Now, I haven’t used an HTC Touch, so it could be a worthwhile iPhone competitor. In our last smartphone comparison, InfoWorld chief technologist Tom Yager had good things to say about several predecessor HTC devices.

I have played with another iPhone competitor, Verizon Wireless’s XV6800, which is a remarkably bad device. It is this ilk that best demonstrates how competitors to Apple routinely miss the point.

What Apple does well — most of the time — is create a compelling user experience that delights customers. The iPod did that for MP3 players and the iPhone has done that for mobile Internet devices. (The AppleTV did not.) So much so that people pay more for these devices than for competitors — so many people in fact that Apple all but owns the MP3 player market and is coming on very strong very fast in the smartphone market.
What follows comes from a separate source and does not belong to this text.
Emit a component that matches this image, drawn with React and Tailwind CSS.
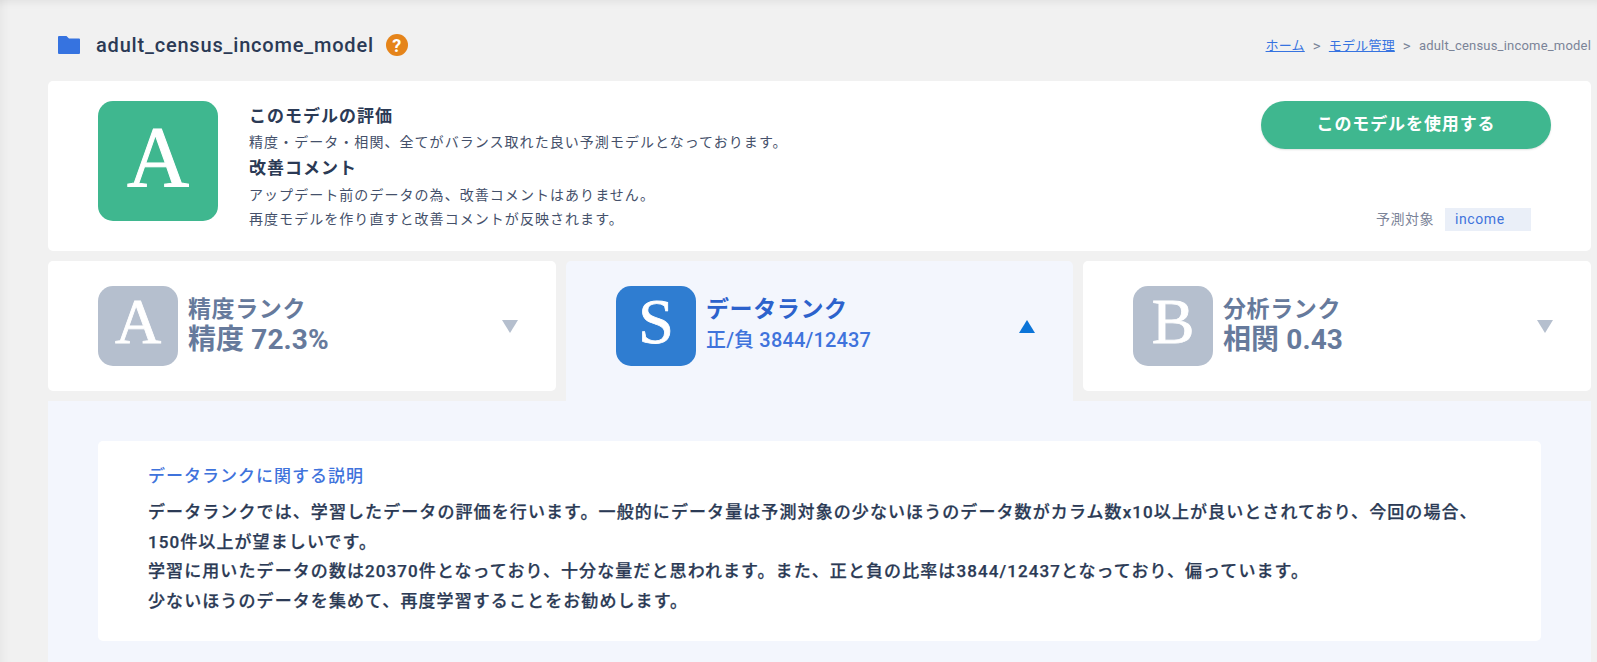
import React from "react";

function RankBadge({ letter, color }) {
  return (
    <div className={`${color} w-[80px] h-[80px] pb-[8px] shrink-0 rounded-[15px] flex items-center justify-center text-white text-[64px] leading-none [-webkit-text-stroke:0.8px_white] font-['Liberation_Serif',serif]`}>
      {letter}
    </div>
  );
}

function Triangle({ up }) {
  return (
    <svg width="16" height="13" viewBox="0 0 16 13" className="shrink-0">
      {up ? <path d="M8 0L16 13H0z" fill="#0b74d8" /> : <path d="M0 0H16L8 13z" fill="#b5bfce" />}
    </svg>
  );
}

export default function App() {
  return (
    <div className="relative h-[662px] overflow-hidden bg-[#f1f1f1] pl-[48px] pr-[6px] font-['Roboto','Noto_Sans_CJK_JP',sans-serif] shadow-[inset_0_8px_8px_-6px_rgba(0,0,0,0.07),inset_12px_0_10px_-8px_rgba(0,0,0,0.04)]">
      {/* page header */}
      <div className="h-[81px] flex items-start justify-between">
        <div className="flex items-center mt-[31px] ml-[10px]">
          <svg width="22" height="18" viewBox="0 0 22 18" className="mr-[16px]">
            <path d="M0 1a1 1 0 0 1 1-1h7.500l2.500 2.500h10a1 1 0 0 1 1 1V17a1 1 0 0 1-1 1H1a1 1 0 0 1-1-1z" fill="#3673e0" />
          </svg>
          <h1 className="text-[20px] leading-[28px] font-medium tracking-[0.8px] text-[#2b3a55]">adult_census_income_model</h1>
          <span className="ml-[12px] w-[22px] h-[22px] rounded-full bg-[#e5841a] text-white text-[18px] font-bold flex items-center justify-center">?</span>
        </div>
        <div className="mt-[37px] text-[13px] leading-[18px] tracking-[0.2px] text-[#7b8498] flex items-center whitespace-nowrap">
          <a className="underline text-[#3673e0]">ホーム</a>
          <span className="mx-[8px] text-[15px]">&gt;</span>
          <a className="underline text-[#3673e0]">モデル管理</a>
          <span className="mx-[8px] text-[15px]">&gt;</span>
          <span>adult_census_income_model</span>
        </div>
      </div>

      {/* model evaluation */}
      <div className="h-[170px] bg-white rounded-[5px] pl-[50px] pr-[40px] pt-[20px] flex">
        <div className="w-[120px] h-[120px] pb-[8px] shrink-0 rounded-[15px] bg-[#3fb78f] flex items-center justify-center text-white text-[86px] leading-none [-webkit-text-stroke:1px_white] font-['Liberation_Serif',serif]">
          A
        </div>
        <div className="ml-[31px] flex-1 text-[#2b3a55] pt-[1px]">
          <h2 className="text-[17px] leading-[28px] font-bold tracking-[1px]">このモデルの評価</h2>
          <p className="text-[14px] leading-[24px] tracking-[1.05px] text-[#44506a]">精度・データ・相関、全てがバランス取れた良い予測モデルとなっております。</p>
          <h2 className="text-[17px] leading-[29px] font-bold tracking-[1px]">改善コメント</h2>
          <p className="text-[14px] leading-[24px] tracking-[1.05px] text-[#44506a]">アップデート前のデータの為、改善コメントはありません。</p>
          <p className="text-[14px] leading-[24px] tracking-[1.05px] text-[#44506a]">再度モデルを作り直すと改善コメントが反映されます。</p>
        </div>
        <div className="w-[290px] shrink-0 flex flex-col">
          <button className="h-[48px] rounded-full bg-[#3fb78f] text-white text-[17px] font-bold tracking-[0.9px] shadow-[0_1px_2px_rgba(0,0,0,0.12)]">このモデルを使用する</button>
          <div className="mt-[59px] flex items-center justify-end pr-[20px]">
            <span className="text-[14px] tracking-[0.5px] text-[#7b8498] mr-[11px]">予測対象</span>
            <span className="w-[86px] h-[23px] bg-[#eaeff8] text-[#3f73dc] text-[14px] tracking-[0.6px] leading-[23px] pl-[10px]">income</span>
          </div>
        </div>
      </div>

      {/* rank tabs */}
      <div className="mt-[10px] grid grid-cols-[508px_507px_508px] gap-[10px] w-[1543px] h-[140px]">
        <div className="h-[130px] bg-white rounded-[5px] pl-[50px] pr-[38px] flex items-center">
          <RankBadge letter="A" color="bg-[#b5bfce]" />
          <div className="ml-[10px] flex-1 text-[#667a9c] font-bold">
            <div className="text-[23px] leading-[28px] tracking-[0.6px]">精度ランク</div>
            <div className="text-[28px] leading-[32px] tracking-[0.1px]">精度 72.3%</div>
          </div>
          <Triangle />
        </div>
        <div className="h-[140px] bg-[#f3f6fd] rounded-t-[5px] pl-[50px] pr-[38px] pb-[10px] flex items-center">
          <RankBadge letter="S" color="bg-[#2f7dd1]" />
          <div className="ml-[10px] flex-1">
            <div className="text-[23px] leading-[28px] tracking-[0.6px] font-bold text-[#2c62cc]">データランク</div>
            <div className="text-[20px] leading-[32px] tracking-[0.15px] font-medium text-[#3f73dc]">正/負 3844/12437</div>
          </div>
          <Triangle up />
        </div>
        <div className="h-[130px] bg-white rounded-[5px] pl-[50px] pr-[38px] flex items-center">
          <RankBadge letter="B" color="bg-[#b5bfce]" />
          <div className="ml-[10px] flex-1 text-[#667a9c] font-bold">
            <div className="text-[23px] leading-[28px] tracking-[0.6px]">分析ランク</div>
            <div className="text-[28px] leading-[32px] tracking-[0.1px]">相関 0.43</div>
          </div>
          <Triangle />
        </div>
      </div>

      {/* rank description */}
      <div className="w-[1543px] h-[261px] bg-[#f3f6fd] pt-[40px] px-[50px]">
        <div className="h-[200px] bg-white rounded-[5px] pl-[50px] pr-[50px] pt-[21px]">
          <h3 className="text-[17px] leading-[28px] font-medium text-[#3f73dc] tracking-[1px]">データランクに関する説明</h3>
          <p className="mt-[8px] text-[17px] leading-[29.6px] font-medium [-webkit-text-stroke:0.25px_#2b3a55] text-[#2b3a55] tracking-[1.09px]">
            データランクでは、学習したデータの評価を行います。一般的にデータ量は予測対象の少ないほうのデータ数がカラム数x10以上が良いとされており、今回の場合、<br />
            150件以上が望ましいです。<br />
            学習に用いたデータの数は20370件となっており、十分な量だと思われます。また、正と負の比率は3844/12437となっており、偏っています。<br />
            少ないほうのデータを集めて、再度学習することをお勧めします。
          </p>
        </div>
      </div>
    </div>
  );
}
Then look most of the iPhone competitors. Grafting a touchscreen to a unusable UI doesn’t make a device an iPhone killer. People don’t buy iPhones because they have touchscreens; they buy iPhones because they are useful, cool devices. The touchscreen is just part of what makes the iPhone cool and useful.

That Verizon travesty is a great example of such Frankenthinking. The touchscreen works on the outside (though the GUI is unusably bad), but when you open it up to expose the physical keyboard, the inside screen — the one you would use with the keyboard — isn’t a touchscreen as you would expect. So, you can touch but not type, or type but not touch.

And did I mention the GUI is so bad that any other features that might be on the phone don’t matter — it’s too painful to try to find them, much less use them. Who could possibly have thought this product should have been put on the market?

When competitors gets the real point that Apple has repeatedly made — people prefer stuff that works well and delights them — and start designing and engineering accordingly, the iPhone will stop being the archteype of the smartphone done right and instead become just another smartphone.

HTC and Nokia seem to have the best shot of getting this point. We’ll see when the HTC Touch is actually available and what Nokia does in its forthcoming N96. History tells me they might come close, but that Apple will change the rules again and restart the competition at a new level. We’ll see.